§ Given information:
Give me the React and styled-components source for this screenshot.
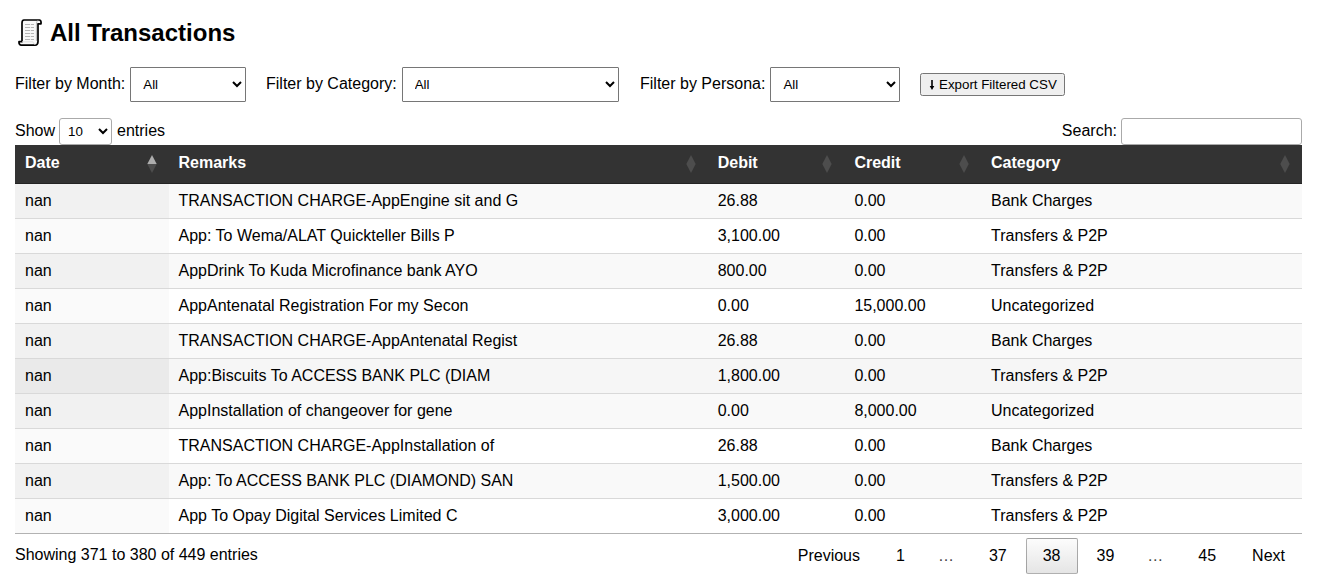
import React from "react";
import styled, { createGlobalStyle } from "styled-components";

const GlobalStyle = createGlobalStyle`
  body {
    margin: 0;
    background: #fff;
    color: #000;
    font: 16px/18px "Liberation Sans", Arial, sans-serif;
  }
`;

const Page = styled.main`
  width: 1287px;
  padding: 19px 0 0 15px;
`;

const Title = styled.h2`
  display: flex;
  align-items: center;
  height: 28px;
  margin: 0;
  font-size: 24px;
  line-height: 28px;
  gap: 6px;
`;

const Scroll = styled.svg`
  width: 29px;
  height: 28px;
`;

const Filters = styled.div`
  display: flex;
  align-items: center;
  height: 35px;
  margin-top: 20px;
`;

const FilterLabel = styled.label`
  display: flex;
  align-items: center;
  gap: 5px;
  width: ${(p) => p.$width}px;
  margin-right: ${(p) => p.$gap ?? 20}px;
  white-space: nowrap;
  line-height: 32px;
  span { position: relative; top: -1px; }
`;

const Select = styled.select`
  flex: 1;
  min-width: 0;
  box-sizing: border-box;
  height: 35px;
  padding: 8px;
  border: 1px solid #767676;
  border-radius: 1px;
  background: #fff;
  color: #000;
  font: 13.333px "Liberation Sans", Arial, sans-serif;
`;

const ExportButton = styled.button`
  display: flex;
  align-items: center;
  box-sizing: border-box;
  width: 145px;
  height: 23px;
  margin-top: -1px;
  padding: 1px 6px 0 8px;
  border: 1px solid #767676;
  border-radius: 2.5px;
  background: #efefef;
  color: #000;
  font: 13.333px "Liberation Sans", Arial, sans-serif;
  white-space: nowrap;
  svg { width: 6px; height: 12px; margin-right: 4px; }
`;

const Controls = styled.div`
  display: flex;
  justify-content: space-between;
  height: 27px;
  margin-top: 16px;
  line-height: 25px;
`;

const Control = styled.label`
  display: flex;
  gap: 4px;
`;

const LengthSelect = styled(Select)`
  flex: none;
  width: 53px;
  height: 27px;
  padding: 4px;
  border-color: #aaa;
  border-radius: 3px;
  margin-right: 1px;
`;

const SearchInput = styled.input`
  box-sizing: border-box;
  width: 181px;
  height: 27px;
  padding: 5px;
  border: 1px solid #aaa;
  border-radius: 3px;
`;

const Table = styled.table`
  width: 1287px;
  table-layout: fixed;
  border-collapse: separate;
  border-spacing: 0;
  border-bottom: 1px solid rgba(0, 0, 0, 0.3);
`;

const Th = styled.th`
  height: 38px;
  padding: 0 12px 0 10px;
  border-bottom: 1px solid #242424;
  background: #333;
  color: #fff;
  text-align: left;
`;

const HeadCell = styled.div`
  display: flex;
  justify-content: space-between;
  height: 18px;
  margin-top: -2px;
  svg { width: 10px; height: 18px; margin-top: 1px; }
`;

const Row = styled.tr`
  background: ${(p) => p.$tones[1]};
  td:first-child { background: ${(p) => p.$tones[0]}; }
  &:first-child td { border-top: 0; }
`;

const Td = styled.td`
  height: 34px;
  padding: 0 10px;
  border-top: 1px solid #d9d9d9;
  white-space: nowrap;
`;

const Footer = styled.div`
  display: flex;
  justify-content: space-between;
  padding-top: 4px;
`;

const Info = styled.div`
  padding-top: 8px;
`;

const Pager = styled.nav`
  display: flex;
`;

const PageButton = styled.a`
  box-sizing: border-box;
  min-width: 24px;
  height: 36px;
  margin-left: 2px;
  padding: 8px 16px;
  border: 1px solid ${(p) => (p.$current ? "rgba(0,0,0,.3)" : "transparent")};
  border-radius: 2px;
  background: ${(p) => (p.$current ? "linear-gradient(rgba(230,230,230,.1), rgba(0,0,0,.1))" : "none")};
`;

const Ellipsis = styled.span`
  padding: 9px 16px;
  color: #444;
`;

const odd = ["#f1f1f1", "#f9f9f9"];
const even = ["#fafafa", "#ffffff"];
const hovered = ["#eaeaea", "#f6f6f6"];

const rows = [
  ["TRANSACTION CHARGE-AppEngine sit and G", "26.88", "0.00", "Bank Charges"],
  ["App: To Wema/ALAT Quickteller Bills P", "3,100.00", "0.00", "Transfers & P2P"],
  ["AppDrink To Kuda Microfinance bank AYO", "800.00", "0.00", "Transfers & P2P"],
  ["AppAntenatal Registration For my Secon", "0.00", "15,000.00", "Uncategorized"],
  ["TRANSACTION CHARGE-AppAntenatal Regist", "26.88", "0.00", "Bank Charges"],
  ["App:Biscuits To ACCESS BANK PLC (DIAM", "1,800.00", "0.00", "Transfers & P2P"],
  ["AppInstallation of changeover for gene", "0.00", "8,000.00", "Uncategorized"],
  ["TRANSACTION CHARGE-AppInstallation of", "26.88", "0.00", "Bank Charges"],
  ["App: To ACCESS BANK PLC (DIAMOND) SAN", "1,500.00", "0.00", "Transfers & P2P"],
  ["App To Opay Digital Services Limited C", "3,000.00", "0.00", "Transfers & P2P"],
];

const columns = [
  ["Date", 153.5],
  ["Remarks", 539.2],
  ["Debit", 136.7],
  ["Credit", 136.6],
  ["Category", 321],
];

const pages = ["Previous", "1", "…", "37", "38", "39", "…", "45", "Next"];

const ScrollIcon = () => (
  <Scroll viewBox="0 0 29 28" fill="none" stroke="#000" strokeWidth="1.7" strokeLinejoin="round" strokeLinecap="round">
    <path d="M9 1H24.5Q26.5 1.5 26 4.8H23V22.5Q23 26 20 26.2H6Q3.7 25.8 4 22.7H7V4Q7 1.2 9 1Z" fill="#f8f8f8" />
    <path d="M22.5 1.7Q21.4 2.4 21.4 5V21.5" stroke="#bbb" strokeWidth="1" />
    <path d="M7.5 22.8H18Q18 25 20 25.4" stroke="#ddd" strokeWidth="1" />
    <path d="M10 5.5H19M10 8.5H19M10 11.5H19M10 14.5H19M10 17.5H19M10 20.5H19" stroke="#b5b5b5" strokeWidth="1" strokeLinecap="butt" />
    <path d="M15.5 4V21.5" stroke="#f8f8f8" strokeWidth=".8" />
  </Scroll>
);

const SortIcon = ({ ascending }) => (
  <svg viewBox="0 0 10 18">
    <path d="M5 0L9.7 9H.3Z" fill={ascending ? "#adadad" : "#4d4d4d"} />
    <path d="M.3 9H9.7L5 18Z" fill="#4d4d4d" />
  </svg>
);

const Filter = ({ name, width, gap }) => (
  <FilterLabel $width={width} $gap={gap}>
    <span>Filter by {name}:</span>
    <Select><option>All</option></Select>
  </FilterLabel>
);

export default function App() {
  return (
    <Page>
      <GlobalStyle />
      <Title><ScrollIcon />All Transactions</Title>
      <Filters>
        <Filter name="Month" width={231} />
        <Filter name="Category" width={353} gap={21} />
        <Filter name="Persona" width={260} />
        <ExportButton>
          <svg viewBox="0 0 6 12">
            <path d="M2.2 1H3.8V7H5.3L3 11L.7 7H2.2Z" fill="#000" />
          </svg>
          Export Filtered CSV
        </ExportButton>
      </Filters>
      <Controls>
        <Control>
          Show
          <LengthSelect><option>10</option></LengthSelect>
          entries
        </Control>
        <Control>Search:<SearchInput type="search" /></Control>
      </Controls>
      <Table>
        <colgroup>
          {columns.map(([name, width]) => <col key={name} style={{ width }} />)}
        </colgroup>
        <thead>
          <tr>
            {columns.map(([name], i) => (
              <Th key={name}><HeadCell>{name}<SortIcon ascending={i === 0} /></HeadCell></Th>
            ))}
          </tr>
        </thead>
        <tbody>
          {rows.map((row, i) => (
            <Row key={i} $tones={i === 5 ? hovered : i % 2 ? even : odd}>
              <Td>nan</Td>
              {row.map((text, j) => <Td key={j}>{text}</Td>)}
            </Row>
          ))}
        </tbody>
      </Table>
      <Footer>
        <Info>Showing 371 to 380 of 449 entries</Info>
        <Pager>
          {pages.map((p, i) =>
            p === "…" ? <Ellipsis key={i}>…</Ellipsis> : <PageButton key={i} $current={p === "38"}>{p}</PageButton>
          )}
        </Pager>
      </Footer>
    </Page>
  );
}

--

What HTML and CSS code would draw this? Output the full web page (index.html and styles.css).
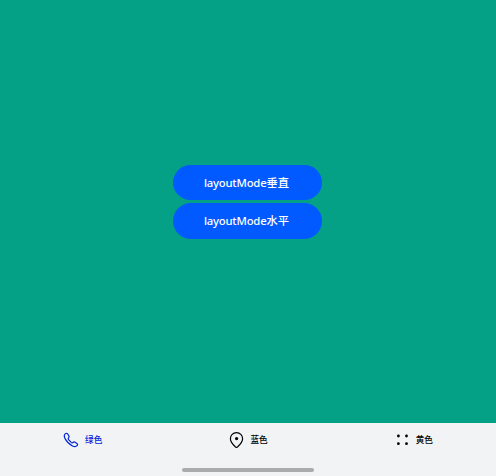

§ Objective:
Pick out and copy the lines of the entries that hold the string "React".

§ Exercise answer:
Give me the React and styled-components source for this screenshot.
import React from "react";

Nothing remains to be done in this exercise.